26. Tucked-Under Center-Part Bob
A center-part bob can work on a round face if the length is right and the ends are tucked under with restraint. The inward bend keeps the cut polished, while the center part gives a clean line that can make the face feel longer.
The trick is not to let the ends curve too much. A soft tuck is enough. If the bob turns into a rounded ball shape, you lose the lengthening effect and end up right back where you started.
This is one of those styles that rewards good blow-drying. Use tension with the brush, keep the roots smooth, and finish with a cool shot so the shape stays neat. It’s simple work, but it has to be done cleanly.
27. Sculpted Crop With Crown Lift
A sculpted crop is short, tidy, and surprisingly flattering when the crown is lifted a little. That lift creates vertical space, which helps a round face feel more elongated. The sides should stay close so the overall outline remains slim.
This cut is a good fit if you like neat hair and you don’t want to spend much time on it. The styling is minimal: a little root product, a quick blow-dry, maybe a fingertip of paste to direct the top. That’s enough.
It also wears well with strong brows and simple jewelry. The haircut does the talking, so the rest can stay understated. I always think that’s a nice way to wear short hair.

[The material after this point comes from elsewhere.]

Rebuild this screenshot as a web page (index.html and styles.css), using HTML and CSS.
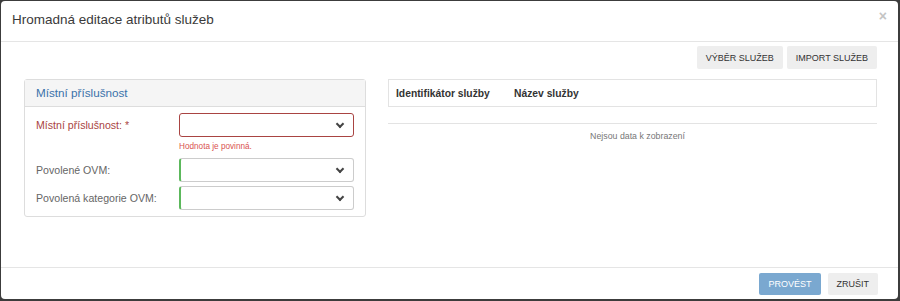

28. Glossy Short Cut With a Light Fringe
A glossy short cut with a light fringe is one of the easiest sleek options to live with on a round face. The fringe should be soft and broken up, not dense. That keeps the forehead from feeling boxed in, and it lets the rest of the cut stay clean.
The shine matters here. Smooth, reflective hair makes the whole style look more intentional, and the polished finish helps the face read longer. A little serum on the mid-lengths and ends goes a long way. Too much turns the fringe piecey in the wrong way.
I like this cut for people who want something neat enough for every day but not so severe that it feels strict. It sits somewhere between playful and smart. That’s a good place to be.